• **TO DO**
Look through the data below. Pick out the lines holding the string "components".

[Entries with page source code]
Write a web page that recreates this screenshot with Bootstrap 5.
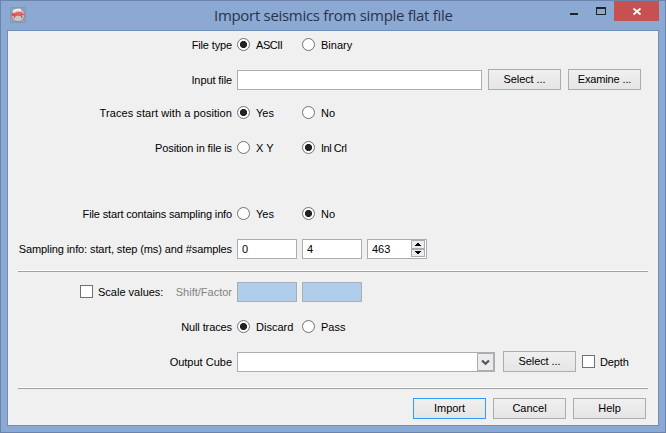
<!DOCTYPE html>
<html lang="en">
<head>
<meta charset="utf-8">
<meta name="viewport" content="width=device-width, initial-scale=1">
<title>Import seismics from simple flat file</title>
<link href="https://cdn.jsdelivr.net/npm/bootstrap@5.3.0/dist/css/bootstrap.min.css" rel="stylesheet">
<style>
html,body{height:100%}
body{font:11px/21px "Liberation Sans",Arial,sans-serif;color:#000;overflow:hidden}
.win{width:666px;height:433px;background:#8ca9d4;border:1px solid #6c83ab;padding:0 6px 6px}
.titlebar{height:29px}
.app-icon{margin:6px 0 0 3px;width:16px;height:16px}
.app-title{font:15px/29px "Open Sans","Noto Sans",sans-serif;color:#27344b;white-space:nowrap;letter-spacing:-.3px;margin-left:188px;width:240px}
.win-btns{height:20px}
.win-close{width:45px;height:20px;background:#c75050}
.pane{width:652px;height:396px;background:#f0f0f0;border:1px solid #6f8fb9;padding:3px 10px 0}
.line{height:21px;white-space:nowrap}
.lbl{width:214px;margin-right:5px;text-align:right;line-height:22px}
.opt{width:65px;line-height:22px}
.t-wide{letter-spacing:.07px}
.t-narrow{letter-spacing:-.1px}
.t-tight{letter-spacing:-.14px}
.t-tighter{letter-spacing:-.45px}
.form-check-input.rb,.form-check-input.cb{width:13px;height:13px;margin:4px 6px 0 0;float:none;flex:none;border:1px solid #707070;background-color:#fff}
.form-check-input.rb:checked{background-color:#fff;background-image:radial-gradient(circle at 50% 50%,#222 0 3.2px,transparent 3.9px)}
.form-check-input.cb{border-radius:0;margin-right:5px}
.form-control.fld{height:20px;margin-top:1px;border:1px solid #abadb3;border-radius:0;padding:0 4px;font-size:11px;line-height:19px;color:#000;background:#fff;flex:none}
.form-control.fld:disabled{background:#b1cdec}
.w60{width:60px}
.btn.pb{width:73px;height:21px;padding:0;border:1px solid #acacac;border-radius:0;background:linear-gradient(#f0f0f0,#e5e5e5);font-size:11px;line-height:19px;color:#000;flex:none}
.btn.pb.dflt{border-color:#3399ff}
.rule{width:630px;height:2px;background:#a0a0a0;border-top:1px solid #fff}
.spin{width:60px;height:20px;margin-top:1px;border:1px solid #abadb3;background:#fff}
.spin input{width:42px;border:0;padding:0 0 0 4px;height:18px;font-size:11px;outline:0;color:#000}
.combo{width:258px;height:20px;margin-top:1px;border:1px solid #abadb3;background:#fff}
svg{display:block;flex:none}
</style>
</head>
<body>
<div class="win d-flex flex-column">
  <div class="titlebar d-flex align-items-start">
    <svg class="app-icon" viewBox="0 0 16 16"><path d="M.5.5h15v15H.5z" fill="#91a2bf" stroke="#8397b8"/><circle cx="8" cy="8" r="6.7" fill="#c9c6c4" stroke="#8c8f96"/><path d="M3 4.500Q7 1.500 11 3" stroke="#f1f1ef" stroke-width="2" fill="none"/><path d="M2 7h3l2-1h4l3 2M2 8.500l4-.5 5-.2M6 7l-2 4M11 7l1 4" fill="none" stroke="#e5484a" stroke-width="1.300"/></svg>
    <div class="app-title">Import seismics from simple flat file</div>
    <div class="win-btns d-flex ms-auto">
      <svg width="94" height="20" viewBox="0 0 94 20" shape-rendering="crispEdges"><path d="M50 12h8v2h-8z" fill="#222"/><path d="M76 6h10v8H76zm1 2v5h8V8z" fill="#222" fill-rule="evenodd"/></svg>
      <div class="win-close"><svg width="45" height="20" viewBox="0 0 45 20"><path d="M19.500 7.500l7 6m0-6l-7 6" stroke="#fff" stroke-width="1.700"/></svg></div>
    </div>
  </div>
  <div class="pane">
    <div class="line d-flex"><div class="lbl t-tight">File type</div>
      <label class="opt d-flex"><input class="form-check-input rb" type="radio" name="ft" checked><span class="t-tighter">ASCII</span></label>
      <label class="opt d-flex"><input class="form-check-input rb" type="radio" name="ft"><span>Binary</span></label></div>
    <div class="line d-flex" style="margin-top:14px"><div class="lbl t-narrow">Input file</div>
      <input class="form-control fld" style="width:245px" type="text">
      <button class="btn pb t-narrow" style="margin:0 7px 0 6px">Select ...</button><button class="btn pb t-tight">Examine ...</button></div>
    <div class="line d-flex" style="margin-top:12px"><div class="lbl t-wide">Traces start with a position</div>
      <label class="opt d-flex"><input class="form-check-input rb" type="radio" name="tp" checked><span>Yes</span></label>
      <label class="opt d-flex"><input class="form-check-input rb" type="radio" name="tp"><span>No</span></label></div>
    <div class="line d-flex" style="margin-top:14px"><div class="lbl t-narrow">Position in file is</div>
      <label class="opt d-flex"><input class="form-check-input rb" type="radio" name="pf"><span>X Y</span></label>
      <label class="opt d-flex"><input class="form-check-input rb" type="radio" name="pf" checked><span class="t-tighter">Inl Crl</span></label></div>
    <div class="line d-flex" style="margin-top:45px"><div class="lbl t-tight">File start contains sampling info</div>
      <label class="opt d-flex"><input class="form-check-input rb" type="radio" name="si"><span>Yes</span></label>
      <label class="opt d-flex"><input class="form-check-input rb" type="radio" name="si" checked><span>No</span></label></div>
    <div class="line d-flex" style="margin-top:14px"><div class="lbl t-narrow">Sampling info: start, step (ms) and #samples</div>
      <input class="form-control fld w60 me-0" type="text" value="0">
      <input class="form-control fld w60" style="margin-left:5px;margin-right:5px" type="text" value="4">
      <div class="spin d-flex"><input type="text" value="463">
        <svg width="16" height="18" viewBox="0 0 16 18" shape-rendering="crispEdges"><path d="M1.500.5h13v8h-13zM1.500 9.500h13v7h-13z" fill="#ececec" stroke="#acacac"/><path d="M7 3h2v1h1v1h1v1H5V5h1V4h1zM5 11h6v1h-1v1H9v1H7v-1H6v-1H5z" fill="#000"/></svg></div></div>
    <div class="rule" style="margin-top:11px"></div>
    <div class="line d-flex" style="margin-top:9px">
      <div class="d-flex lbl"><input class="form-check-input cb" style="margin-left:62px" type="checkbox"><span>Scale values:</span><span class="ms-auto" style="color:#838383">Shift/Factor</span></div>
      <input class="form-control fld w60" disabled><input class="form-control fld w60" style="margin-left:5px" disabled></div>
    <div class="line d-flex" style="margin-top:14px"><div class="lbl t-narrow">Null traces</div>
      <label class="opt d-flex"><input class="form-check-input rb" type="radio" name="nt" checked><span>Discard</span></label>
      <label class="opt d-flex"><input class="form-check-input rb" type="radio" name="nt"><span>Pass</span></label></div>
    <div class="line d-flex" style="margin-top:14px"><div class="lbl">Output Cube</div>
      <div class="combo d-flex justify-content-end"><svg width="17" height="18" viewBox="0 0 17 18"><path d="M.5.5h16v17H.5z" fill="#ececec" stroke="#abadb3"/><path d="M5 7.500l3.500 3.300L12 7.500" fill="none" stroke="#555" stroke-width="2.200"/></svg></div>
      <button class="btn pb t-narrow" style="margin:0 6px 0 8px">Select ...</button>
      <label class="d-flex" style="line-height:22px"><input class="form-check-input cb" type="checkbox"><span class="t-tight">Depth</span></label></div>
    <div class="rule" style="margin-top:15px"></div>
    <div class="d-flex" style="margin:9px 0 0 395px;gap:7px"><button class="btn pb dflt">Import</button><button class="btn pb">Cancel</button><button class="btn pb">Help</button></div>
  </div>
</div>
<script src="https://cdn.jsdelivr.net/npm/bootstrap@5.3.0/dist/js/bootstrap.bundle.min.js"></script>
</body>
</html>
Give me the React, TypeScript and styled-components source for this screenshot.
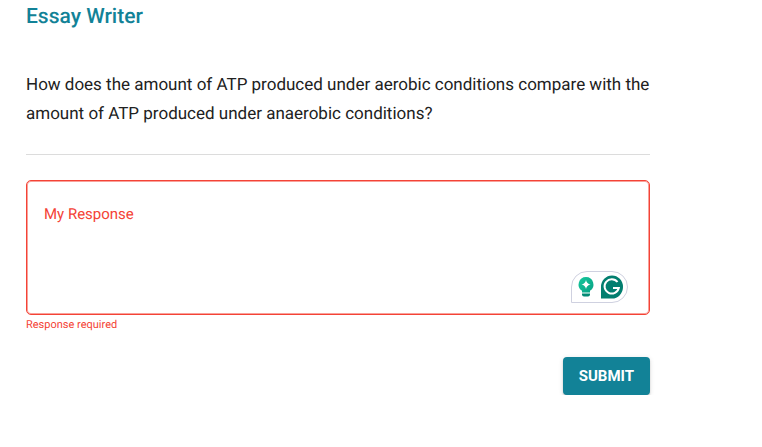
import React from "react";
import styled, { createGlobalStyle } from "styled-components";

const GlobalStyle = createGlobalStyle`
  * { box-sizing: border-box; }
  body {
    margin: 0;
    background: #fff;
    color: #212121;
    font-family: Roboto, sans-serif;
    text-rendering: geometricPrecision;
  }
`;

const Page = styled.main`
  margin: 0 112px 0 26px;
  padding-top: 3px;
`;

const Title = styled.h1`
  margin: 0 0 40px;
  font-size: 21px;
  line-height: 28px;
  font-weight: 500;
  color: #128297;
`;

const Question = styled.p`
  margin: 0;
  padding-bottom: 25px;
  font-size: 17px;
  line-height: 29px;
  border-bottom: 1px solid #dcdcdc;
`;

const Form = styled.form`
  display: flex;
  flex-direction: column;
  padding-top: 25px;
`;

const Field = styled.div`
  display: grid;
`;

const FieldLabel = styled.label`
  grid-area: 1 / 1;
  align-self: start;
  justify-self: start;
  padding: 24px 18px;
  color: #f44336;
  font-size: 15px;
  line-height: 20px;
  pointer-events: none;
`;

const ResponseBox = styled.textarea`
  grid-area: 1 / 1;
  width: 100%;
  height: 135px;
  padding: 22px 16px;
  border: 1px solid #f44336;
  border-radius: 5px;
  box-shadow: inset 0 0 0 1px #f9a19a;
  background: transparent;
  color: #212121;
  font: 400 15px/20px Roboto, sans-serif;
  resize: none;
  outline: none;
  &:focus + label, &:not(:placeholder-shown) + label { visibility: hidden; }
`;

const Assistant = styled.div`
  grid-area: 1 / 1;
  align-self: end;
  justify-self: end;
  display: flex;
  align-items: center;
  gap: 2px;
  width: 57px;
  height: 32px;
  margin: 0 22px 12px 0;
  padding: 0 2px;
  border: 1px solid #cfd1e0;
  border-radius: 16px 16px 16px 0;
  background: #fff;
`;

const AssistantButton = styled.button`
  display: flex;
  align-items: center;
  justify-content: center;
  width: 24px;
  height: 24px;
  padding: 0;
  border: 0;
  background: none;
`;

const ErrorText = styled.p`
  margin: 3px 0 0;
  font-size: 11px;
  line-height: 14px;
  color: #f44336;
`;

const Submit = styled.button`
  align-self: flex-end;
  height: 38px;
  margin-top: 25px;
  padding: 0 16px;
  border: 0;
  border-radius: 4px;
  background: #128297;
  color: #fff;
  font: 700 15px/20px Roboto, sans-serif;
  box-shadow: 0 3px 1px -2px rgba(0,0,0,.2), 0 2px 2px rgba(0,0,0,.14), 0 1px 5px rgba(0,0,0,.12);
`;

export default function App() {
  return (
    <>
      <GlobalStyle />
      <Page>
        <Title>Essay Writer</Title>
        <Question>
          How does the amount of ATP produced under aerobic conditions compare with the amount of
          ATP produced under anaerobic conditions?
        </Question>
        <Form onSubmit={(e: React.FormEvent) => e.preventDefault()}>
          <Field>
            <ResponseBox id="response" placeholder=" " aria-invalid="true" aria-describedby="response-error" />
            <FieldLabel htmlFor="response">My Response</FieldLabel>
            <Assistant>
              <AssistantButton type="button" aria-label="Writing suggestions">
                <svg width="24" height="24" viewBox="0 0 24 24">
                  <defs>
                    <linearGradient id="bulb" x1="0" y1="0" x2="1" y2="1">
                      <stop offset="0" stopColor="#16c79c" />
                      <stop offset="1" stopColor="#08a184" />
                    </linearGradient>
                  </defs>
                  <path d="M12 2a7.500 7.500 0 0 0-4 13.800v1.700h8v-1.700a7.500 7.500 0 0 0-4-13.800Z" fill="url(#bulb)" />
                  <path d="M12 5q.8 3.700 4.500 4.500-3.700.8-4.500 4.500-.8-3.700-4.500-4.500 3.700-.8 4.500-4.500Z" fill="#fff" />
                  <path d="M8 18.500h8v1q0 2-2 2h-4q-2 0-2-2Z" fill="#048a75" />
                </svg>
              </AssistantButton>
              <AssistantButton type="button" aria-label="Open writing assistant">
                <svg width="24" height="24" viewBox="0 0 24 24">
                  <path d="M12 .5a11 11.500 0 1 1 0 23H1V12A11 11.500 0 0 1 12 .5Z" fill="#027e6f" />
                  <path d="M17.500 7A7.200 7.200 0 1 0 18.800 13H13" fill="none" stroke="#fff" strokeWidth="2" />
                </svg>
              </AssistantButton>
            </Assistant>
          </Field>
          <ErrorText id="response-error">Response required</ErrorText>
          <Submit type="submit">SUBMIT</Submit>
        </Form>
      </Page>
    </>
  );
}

• **TASK ANSWER**
Give me the React, TypeScript and styled-components source for this screenshot.
import styled, { createGlobalStyle } from "styled-components";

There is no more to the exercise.